Brookfield resident Carla Riseman rediscovered her love of creating art during the pandemic and this year decided to share that passion by participating in The 100 Day Project, a global art-making initiative.

It took three decades for Carla Riseman to reconnect with her love of creating art. But now that she’s rediscovered that create spirit, she’s determined to share it with her neighbors in Brookfield.

She’s a little more than halfway through The 100 Day Project, joining a global initiative where artists create art every day for 100 straight days and share the work online with friends and followers.

While the work is available to everyone via social media – her Instagram can be found @thundermoonstudio – Riseman has been placing the small works of art at various spots around the village, giving hints about where they can be found.

Without fail – April 19 marks Day 57 – they get snapped up and very often those seeking out and finding the art explain why they sought out the little 4-by-6 and 5-by-7-inch pieces.

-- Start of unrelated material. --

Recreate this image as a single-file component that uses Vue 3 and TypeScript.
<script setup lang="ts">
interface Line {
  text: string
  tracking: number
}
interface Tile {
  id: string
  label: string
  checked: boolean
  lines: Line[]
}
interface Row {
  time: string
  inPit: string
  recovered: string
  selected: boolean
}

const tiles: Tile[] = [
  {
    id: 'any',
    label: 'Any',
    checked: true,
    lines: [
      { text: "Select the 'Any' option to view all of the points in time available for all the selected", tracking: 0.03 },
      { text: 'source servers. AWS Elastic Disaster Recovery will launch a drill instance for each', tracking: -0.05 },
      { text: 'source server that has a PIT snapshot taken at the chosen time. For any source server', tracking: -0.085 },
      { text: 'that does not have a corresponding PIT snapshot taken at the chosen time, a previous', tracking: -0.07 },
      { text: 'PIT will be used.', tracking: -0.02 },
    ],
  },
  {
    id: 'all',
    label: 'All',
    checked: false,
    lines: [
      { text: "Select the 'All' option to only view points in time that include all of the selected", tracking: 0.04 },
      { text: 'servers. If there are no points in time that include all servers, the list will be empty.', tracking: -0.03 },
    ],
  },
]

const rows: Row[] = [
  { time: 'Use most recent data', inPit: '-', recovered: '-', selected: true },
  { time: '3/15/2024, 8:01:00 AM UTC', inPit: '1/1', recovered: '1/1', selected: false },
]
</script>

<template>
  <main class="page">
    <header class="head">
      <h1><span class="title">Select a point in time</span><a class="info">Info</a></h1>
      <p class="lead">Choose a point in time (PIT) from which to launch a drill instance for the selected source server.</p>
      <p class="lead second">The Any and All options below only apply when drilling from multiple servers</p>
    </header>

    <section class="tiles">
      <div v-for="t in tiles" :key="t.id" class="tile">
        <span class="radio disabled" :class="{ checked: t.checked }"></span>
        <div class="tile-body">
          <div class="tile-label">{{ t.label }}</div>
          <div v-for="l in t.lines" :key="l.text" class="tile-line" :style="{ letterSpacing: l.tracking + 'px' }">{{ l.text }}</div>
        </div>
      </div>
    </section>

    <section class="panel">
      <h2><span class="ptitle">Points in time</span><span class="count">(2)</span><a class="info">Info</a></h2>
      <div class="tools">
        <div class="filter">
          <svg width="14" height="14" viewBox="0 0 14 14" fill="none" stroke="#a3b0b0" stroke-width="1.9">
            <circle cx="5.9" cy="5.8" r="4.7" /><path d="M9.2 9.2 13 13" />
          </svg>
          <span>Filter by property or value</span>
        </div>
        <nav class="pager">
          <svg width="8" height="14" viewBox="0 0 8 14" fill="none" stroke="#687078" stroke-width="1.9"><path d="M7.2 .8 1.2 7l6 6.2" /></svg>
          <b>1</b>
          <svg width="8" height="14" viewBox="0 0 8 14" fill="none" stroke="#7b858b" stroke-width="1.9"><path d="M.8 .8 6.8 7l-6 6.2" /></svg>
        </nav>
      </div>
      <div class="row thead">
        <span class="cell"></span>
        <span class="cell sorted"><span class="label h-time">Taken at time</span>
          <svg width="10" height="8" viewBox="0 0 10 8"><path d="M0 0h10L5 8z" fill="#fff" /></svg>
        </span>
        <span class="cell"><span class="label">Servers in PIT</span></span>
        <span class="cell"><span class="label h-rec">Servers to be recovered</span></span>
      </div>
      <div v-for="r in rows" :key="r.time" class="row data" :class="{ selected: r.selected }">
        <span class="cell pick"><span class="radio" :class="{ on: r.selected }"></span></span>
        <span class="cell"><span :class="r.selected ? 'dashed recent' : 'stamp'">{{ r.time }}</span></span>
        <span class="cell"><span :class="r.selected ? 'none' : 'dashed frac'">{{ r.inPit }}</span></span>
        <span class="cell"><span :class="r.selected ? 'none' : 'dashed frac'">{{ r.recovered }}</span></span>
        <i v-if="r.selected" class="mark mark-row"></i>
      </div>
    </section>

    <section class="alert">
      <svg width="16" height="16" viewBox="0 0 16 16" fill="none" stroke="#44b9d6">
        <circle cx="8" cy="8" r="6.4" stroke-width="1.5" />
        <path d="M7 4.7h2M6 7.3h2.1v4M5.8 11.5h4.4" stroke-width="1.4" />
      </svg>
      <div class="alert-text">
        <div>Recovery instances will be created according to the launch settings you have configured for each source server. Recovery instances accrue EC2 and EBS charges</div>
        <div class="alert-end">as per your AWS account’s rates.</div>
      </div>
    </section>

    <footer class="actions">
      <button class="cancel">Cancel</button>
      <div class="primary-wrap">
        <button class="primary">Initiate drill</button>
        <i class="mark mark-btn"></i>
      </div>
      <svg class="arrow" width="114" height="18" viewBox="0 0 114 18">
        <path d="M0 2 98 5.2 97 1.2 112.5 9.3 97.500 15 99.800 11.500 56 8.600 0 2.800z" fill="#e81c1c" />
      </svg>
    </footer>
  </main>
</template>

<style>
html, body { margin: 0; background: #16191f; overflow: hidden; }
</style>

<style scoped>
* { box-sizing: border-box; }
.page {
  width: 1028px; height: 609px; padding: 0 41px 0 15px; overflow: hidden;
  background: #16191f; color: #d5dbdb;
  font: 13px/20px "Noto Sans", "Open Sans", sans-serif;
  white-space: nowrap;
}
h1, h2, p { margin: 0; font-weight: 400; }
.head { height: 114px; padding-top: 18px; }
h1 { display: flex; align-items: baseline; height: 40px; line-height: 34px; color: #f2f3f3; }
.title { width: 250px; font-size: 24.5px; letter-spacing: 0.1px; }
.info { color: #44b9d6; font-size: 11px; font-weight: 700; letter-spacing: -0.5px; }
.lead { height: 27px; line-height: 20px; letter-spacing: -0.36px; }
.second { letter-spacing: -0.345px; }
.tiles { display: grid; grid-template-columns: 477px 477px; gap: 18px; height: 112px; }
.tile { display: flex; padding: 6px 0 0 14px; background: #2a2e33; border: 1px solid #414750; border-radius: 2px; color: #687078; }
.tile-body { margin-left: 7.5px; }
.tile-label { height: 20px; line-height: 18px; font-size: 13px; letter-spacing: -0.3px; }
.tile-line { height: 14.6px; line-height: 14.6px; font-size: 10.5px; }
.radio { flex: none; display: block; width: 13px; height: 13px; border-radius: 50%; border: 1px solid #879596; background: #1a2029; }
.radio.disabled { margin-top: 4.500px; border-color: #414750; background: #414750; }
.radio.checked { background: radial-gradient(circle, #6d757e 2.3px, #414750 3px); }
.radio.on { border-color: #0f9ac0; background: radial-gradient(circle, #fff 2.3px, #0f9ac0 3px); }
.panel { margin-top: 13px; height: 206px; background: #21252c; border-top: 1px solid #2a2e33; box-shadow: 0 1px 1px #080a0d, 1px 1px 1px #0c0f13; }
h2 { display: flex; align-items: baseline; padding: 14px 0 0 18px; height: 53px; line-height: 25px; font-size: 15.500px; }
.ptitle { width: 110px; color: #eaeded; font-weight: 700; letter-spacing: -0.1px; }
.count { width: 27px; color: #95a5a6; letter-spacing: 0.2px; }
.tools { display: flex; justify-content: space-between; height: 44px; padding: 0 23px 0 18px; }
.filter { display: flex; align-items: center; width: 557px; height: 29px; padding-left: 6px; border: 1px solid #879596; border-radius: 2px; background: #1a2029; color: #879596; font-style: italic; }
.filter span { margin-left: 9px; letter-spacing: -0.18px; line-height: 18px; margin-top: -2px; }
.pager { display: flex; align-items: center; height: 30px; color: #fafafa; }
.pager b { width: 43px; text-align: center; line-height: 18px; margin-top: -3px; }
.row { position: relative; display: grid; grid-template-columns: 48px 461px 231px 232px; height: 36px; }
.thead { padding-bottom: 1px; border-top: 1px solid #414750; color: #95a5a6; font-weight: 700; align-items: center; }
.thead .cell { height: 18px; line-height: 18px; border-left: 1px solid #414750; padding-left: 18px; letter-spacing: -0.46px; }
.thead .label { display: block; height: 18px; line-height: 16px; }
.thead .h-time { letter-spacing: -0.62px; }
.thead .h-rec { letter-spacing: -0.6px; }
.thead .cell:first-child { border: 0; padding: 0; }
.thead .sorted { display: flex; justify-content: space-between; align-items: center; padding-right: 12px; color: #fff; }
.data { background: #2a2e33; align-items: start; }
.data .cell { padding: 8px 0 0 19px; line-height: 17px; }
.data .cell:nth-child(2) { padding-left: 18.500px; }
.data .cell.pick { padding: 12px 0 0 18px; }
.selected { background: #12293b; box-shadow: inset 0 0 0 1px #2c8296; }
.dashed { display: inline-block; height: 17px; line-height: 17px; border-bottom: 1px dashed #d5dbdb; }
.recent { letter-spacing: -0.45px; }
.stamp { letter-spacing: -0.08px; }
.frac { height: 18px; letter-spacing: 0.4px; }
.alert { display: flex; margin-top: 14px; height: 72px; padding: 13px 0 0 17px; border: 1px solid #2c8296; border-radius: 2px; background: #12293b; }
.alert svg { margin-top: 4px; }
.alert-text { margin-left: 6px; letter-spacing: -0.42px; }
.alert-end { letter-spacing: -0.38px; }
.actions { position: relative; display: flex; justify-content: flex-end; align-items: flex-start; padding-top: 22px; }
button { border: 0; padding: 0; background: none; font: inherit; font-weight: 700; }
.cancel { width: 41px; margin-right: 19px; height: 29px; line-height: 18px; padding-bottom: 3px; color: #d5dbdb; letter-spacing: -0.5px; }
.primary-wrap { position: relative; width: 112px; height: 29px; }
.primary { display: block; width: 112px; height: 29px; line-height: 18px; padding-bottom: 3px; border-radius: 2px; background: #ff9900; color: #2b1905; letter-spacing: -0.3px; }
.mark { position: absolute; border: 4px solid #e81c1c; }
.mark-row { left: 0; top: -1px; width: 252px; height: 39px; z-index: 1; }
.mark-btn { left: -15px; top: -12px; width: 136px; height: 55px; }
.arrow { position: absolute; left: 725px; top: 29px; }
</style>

A woman who found Riseman’s Day 40 painting of a peach to mark Colon Cancer Awareness Month in March – important to Riseman because she lost her mother to it – told Riseman that her father had succumbed to colorectal cancer in 2021.

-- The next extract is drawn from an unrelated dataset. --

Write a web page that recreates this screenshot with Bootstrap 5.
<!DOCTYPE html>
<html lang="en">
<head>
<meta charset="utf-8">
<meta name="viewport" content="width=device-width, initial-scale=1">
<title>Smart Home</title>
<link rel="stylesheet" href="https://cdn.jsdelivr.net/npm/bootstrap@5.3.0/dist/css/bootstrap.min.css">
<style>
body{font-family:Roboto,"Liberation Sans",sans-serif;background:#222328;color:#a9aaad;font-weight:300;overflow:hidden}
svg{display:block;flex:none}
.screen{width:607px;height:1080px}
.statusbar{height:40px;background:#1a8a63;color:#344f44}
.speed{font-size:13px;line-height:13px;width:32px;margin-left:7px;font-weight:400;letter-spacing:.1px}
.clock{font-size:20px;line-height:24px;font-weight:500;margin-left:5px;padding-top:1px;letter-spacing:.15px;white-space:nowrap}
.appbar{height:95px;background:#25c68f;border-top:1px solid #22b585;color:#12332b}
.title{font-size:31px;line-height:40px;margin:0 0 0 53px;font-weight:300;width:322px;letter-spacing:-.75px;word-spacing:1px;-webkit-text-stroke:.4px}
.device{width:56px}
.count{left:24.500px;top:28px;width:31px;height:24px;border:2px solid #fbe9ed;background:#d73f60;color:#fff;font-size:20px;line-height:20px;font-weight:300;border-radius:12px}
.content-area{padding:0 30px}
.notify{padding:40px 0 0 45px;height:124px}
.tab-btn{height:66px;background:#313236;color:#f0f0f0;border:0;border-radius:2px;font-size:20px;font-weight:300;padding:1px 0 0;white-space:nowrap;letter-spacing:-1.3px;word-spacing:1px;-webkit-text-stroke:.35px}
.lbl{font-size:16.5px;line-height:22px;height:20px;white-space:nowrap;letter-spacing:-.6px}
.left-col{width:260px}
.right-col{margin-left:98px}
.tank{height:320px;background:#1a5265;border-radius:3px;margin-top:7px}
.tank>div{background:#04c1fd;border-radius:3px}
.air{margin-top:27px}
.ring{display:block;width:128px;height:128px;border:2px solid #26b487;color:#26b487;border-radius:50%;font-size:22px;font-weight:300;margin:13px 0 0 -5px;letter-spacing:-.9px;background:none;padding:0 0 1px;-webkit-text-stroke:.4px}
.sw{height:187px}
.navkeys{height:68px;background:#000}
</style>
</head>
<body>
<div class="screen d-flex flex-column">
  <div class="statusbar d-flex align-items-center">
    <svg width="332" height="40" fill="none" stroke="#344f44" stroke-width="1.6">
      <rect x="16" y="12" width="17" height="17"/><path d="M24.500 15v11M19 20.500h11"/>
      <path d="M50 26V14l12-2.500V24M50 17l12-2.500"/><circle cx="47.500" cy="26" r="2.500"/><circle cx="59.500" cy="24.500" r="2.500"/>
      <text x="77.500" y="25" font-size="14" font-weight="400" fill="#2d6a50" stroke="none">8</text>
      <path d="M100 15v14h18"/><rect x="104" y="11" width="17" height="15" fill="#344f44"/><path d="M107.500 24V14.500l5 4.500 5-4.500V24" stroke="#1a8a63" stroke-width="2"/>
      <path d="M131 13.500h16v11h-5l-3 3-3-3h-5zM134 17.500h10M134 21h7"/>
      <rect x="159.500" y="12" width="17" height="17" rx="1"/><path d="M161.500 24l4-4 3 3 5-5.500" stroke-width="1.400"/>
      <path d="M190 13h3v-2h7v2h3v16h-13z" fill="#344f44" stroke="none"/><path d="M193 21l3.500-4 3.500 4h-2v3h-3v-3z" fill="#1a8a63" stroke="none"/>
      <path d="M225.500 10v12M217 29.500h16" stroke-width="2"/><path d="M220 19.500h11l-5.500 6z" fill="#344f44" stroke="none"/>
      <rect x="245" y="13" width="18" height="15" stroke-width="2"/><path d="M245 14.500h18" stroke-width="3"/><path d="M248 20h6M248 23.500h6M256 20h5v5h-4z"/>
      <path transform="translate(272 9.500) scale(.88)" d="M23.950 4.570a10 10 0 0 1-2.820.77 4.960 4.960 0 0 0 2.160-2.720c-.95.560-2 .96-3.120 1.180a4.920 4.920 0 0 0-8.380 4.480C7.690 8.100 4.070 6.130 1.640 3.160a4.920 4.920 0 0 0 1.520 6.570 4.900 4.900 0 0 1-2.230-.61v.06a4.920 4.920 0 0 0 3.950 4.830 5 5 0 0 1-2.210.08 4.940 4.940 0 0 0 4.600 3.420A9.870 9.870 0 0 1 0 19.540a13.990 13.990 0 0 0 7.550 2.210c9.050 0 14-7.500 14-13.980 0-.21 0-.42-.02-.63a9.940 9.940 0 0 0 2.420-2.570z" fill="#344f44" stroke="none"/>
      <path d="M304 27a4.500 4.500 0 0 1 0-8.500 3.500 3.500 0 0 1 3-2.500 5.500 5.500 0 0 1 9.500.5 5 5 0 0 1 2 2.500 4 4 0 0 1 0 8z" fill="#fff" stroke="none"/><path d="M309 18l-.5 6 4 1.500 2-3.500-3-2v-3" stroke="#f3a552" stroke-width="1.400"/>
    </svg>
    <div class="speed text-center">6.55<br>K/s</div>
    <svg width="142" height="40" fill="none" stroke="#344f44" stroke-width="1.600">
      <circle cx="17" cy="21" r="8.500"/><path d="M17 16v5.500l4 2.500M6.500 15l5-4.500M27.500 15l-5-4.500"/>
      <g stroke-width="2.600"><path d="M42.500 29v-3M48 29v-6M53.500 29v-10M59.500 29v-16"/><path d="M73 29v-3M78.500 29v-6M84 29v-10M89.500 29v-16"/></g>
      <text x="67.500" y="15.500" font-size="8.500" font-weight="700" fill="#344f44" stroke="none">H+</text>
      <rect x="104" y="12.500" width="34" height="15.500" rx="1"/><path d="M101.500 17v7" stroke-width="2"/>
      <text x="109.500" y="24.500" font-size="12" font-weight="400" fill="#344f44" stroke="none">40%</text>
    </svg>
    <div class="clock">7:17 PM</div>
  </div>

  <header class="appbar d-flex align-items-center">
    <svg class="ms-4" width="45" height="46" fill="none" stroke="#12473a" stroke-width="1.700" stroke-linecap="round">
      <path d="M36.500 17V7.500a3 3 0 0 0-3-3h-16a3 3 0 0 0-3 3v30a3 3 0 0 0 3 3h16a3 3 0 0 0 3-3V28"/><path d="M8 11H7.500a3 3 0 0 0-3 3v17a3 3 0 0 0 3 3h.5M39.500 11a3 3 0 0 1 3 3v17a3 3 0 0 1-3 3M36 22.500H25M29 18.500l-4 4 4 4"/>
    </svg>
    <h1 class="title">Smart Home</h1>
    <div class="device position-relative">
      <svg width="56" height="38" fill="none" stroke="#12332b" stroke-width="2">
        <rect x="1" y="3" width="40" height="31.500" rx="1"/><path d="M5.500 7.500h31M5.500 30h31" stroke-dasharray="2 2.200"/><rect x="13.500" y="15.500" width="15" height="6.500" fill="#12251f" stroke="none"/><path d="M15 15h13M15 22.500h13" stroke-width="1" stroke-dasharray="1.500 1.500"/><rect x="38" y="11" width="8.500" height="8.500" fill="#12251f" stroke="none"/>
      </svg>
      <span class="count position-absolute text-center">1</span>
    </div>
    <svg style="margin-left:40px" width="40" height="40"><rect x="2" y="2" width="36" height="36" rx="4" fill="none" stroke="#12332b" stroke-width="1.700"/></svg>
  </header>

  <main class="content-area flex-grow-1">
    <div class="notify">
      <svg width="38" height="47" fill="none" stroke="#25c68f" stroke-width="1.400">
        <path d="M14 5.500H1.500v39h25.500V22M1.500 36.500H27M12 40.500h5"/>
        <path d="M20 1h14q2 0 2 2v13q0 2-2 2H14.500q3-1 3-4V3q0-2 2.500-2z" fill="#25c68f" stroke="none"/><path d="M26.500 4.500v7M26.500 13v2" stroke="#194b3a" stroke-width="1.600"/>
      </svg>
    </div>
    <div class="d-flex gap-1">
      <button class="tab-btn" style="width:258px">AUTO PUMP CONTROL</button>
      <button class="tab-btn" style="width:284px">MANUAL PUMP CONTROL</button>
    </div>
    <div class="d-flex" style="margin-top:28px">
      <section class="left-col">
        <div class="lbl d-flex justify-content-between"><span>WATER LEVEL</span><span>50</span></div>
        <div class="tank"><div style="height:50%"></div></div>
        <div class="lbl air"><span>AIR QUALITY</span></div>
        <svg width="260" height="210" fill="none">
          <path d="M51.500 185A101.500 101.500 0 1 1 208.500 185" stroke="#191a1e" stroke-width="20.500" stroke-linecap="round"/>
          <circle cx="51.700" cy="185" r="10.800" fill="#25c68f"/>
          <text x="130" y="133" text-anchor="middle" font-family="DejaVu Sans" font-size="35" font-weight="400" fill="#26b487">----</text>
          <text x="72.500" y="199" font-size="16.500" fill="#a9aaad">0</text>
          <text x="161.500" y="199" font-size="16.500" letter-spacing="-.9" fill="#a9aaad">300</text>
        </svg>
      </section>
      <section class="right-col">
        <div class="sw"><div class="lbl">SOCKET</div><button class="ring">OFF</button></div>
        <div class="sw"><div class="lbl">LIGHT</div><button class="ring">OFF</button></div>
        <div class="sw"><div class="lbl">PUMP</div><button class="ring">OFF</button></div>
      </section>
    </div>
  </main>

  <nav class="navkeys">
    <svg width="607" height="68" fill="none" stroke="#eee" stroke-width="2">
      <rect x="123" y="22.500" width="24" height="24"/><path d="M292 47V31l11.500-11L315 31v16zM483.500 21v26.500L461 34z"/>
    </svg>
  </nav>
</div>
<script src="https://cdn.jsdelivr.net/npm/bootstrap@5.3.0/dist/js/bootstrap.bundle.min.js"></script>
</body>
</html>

Carla Riseman tapes her Day 52 artwork, a fanciful child-like monster, onto the front door of Ms. Clara’s Joyful Learning Center on April 14. She’ll wrap up her 100 Day Project on June 1, just a couple of days before she’ll be a vendor at the Brookfield Farmers Market. | Bob Uphues/Editor

On Day 8, Riseman’s art was a tribute to Audrey Overholt, who along with her husband Roy was synonymous with Brookfield Little League. The Overholts lived across the street from the field bearing Roy’s name. The lights shone on the field all night on March 1, the night of Audrey’s funeral, in her memory.

“I just grabbed this one,” a woman wrote to Riseman that day. “We moved into the Overholts’ old house across the street last summer. It felt fitting we should find this one.”

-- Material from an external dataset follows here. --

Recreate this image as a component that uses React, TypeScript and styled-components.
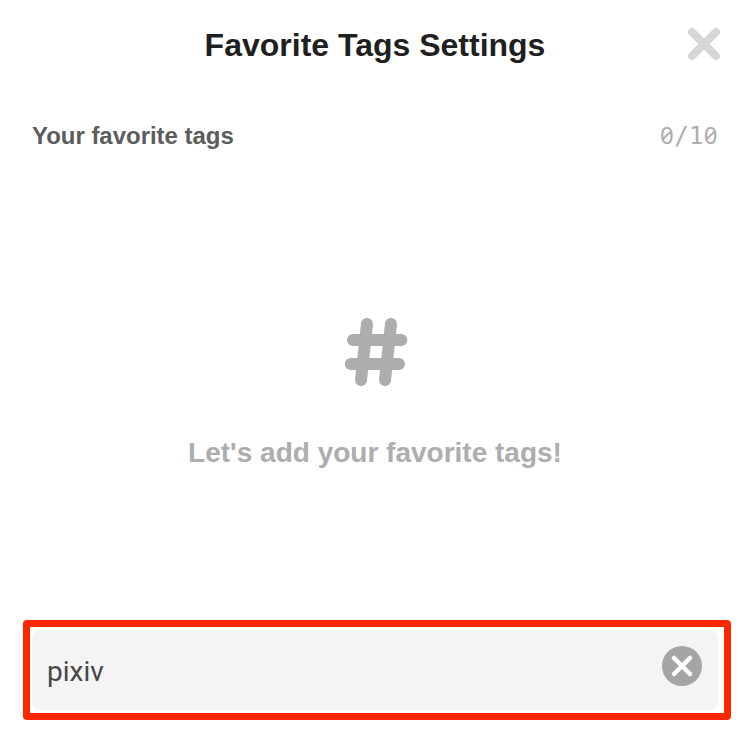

When she started placing the art around town in February, she had no idea if anyone would even notice, or care. Sharing each day’s art both on her own social media and Brookfield Connections, with its 14,000 followers, has resulted in an enormous response.

“I really thought I was just going to practice every day and get better at making art, and I feel I’ve really gotten connected to Brookfield,” Riseman told the Landmark as she taped her Day 52 entry to the front door of Ms. Clara’s Joyful Learning Center on Broadway Avenue. 

On Day 25, Riseman hid this piece, described as a little stegosaurus out looking for flowers, taping it to a sign at the pollinator garden outside the Linda Sokol Francis Brookfield Library. | Provided

“I’ve been here for 10 years and I have friends, but I’ve met people that I don’t know and that I now talk to every day and are my BFFs,” she said. “That’s really the connection with my town that was the unintended wonderful consequence.

Originally a fine arts major in college, personal circumstances led her to change that focus and she forged a career in human resources and marketing, laying down her sketch pad and paintbrushes, seemingly for good.

Then the COVID-19 pandemic happened. 

Instead of business shutting down where she worked, things were busier than ever. With a 6-year-old daughter having to attend school remotely the work-life balance, as Risemen put it, “had gotten unsustainable.”

“It was the worst,” Riseman said. “She was 6 when it started and so she needed constant supervision.”

Art lessons were asynchronous, so Riseman just started doing them along with her daughter, “just for some happy time.”

“I just noticed, ‘I feel nothing bad while I’m doing this. It’s almost like a drug, like this is fabulous,’” she said.

Having buried her artistic past, she was surprised to see it spring back to life. 

“I don’t know what possessed me. I bought a bunch of watercolors stuff, which is the hardest medium possible when you pick up after not doing anything for decades,” Riseman said.

Sharing some of her work with friends generated positive feedback, so in late 2021 she opened a couple of online shops at RedBubble and Etsy, where she sold original greeting cards.

As 2022 dawned, Riseman started branching out, selling her work a couple of times at the Brookfield Farmers Market before being selected as a vendor for the Brookfield Fine Arts Festival last fall.

“I went there and stuff was just flying off my table and I was just shocked,” Riseman said.

She hopes to return to the Brookfield festival this year, but she already booked two dates to sell her work at the Brookfield Farmers Market – on opening day June 3 and on July 22. 

On Aug. 11, Riseman will have a table at the Wood Dale Sounds of Summer festival and on Aug. 23 she’ll be at the Riverside Farmers Market Artisan Tent.

Plunging back into art has also brought her into contact with other like-minded Brookfield residents. She’s pitched ideas to the Brookfield Beautification Commission regarding public art opportunities and said she hopes to get more involved in those initiatives.

“Even if I was not part of it, I’d love to see more public art in Brookfield,” Riseman said, “but if I could help that happen, that’d really be amazing.”